The same scenario plays out in big business – leaders are often an ill-representation of the community they serve. Women, when reaching leadership roles, may be expected to ‘lead like a man’, rather than embrace the more “female” qualities that, as research has shown again and again, are actually much more effective in today’s management realm. Rebecca notes that in organisations and big business, the focus of any efforts to close the gender gap continues, ironically, predominantly around ‘fixing the women’ rather than fixing the culture. This mentality needs challenging and addressing.

“It’s clear that, because of a number of converging factors driven largely by technology, leadership roles have become so pressured and so all-consuming, that many women are put off going for them or are not considered for them, due to the additional mental and physical load they are already bearing around caring responsibilities. I think there’s a certain type of leader that is rising to the top of large organisations and I find that deeply worrying. They are not necessarily the leaders we need right now or for the future.”

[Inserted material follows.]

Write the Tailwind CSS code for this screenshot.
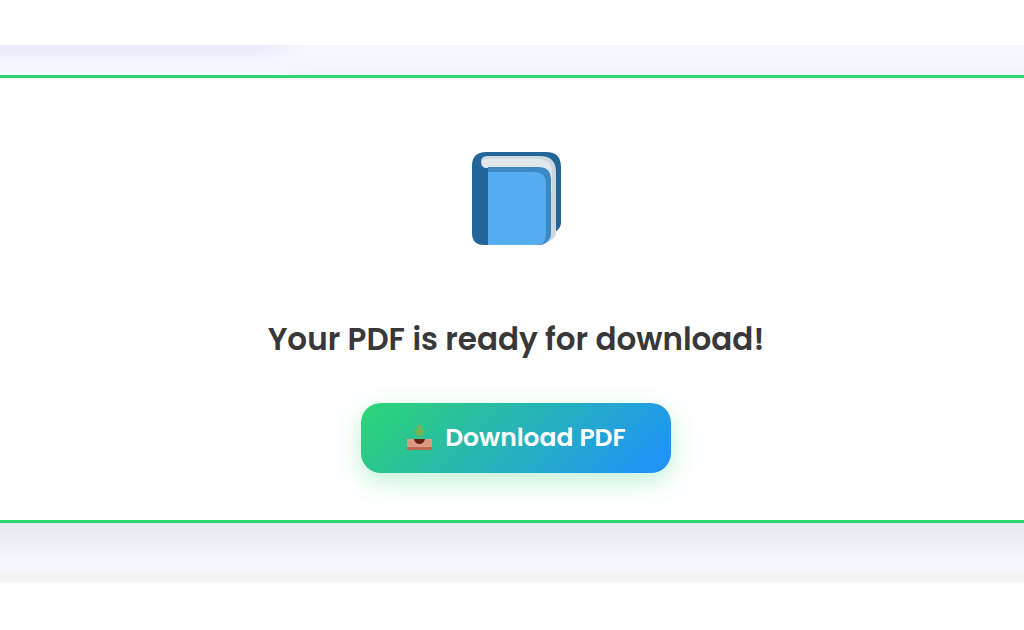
<!DOCTYPE html>
<html lang="en">
<head>
<meta charset="utf-8">
<meta name="viewport" content="width=device-width, initial-scale=1">
<title>Download PDF</title>
<script src="https://cdn.jsdelivr.net/npm/@tailwindcss/browser@4"></script>
</head>
<body class="min-h-screen bg-white font-['Poppins','Inter',sans-serif]">
  <header class="h-[45px] bg-white"></header>
  <main class="overflow-hidden bg-[#f7f8fe] pb-12">
    <div class="h-[30px]">
      <div class="h-full w-[30%] bg-linear-to-b from-[#e9eafb] via-[#f2f4fe] via-50% to-[#f7f8fc] mask-r-from-85%"></div>
    </div>
    <section class="-mx-12 flex flex-col items-center border-y-3 border-[#2fd573] bg-white pt-[73px] pb-[47px] pl-2 shadow-[0_14px_36px_rgba(0,0,0,0.08)]">
      <svg class="h-[96px] w-[92px]" viewBox="0 0 92 96" aria-hidden="true">
        <path d="M16 1h60q15 0 15 15v56q0 5-6 9L60 94H14Q2 94 2 82V15Q2 1 16 1Z" fill="#226699"/>
        <path d="M17 5h53q16 0 16 16v61q0 4-6 8l-8 4H60V17H17q-6 0-6-6t6-6Z" fill="#ccd6dd"/>
        <path d="M17 8h51q14 0 14 14v20H70L60 17H17q-5 0-5-5 0-4 5-4Z" fill="#e1e8ed"/>
        <path d="M18 16h50q13 0 13 13v54q0 4-3 7-4 4-9 4H18Z" fill="#3b88c3"/>
        <path d="M18 21h46q12 0 12 12v49q0 7-3 10-2 2-5 2H18Z" fill="#55acee"/>
      </svg>
      <h1 class="mt-[68px] text-[31px] leading-[48px] font-semibold text-[#383838]">Your PDF is ready for download!</h1>
      <button type="button" class="mt-10 flex h-[70px] w-[310px] items-center justify-center gap-3 rounded-[20px] bg-[linear-gradient(135deg,#2ed573,#1e90ff)] text-[25px] font-semibold text-white shadow-[0_8px_26px_rgba(46,213,115,0.3)]">
        <svg class="h-[27px] w-[27px]" viewBox="0 0 27 27" aria-hidden="true">
          <path d="M1 14h25v10q0 1-1 1H2q-1 0-1-1Z" fill="#dd9a82"/>
          <path d="M1 22h25v2q0 1-1 1H2q-1 0-1-1Z" fill="#c1694f"/>
          <path d="M8 14h11q-1 5-5.500 5T8 14Z" fill="#662113"/>
          <path d="M11 0h5v5h4l-6.500 8L7 5h4Z" fill="#77b255"/>
        </svg>
        <span>Download PDF</span>
      </button>
    </section>
  </main>
  <footer class="h-[13px] bg-linear-to-b from-[#f4f4f4] from-85% to-white"></footer>
</body>
</html>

The inherent drivers and the levers that enable women leaders to thrive, must be better understood, valued and utilised – and that starts at a policy level. Rebecca feels that, while inroads have been made in the past when it comes to women in the workplace, the pendulum has begun to swing too far the other way. While conservatism dissipated over the past 50 years in the UK, women began achieving higher levels of education, working and owning their own wealth. Rebecca feels the effort to equalise, or provide a supportive infrastructure for women juggling home, caring and work, have done little but disadvantage. Women and men need a carefully considered and well-funded caring infrastructure which includes a paid parental leave system that incentivises both parents, coupled with effective onramps to bring women back into the workplace.

It’s not about sending them on leadership courses and encouraging them to lean in, it’s about changing the culture of the organisation that enables them to lead and thrive in leadership roles.”

“It’s helpful for the men, as much as it is for women, to have formal levers in place. For example, I don’t think we would have seen any traction around the gender pay gap reporting if it wasn’t for policy. This type of legislation is really powerful, as it opens up conversations at the board level and at the management level around how we address the situation. It’s not just about women fixing the system,” she said.

“It’s not about sending them on leadership courses and encouraging them to lean in, it’s about changing the culture of the organisation that enables them to lead and thrive in leadership roles.”

The idea that ‘women lack confidence’ is of major concern to Rebecca when discussing why women can’t or won’t take on leadership roles.

“The notion that ‘women lack confidence’ really concerns me. Confidence, for me, is like presenting with a headache – there are a million causes behind it and you really need to understand what the causes are. It’s not because women lack confidence that we aren’t seeing more women in leadership, or we are not seeing more women set up their own businesses, or we are not seeing more women leading in the public sector or government, it’s because the devil is in the details – you have to be really good at breaking down what the issues are,” she explained.

“Many women lack confidence in an organisational setting quite rightly because there’s a double bind. If they negotiate, they get punished more by men and women than if a man negotiates. There are different expectations around women and how assertive they are, because, again, they get punished if they push too far – the evidence is there for this, it’s been well researched.”

“Women entrepreneurs have the aspiration, that’s not the problem, but they are also very realistic about how much extra burden they carry in terms of the mental load and physical load of running families and caring responsibilities. They are very mindful of what they feel they can and can’t manage. A lot of them also don’t have access to relatable role models,” Rebecca said.

As well as time, funding holds many women entrepreneurs back, as women just don’t have access to the same power networks as many men do. There is much work to be done around educating investors as to the value women’s businesses bring and that they perform as well, if not better at times than those run by men.

According to the British Business Bank research, women get around 1 per cent of all available venture capital funding in the UK. This alarming statistic points to a dire need to open up alternative sources of funding.

“Ultimately, trying to fix big business and get them on board with policy is going very slowly. What we can do is get women up and running, building the types of businesses they want to build and at the same time improving society,” Rebecca said.

“There is a real urgency now for future generations – we need to crack on with it. There’s a lot we can do individually and collectively to change the system and that starts with us.”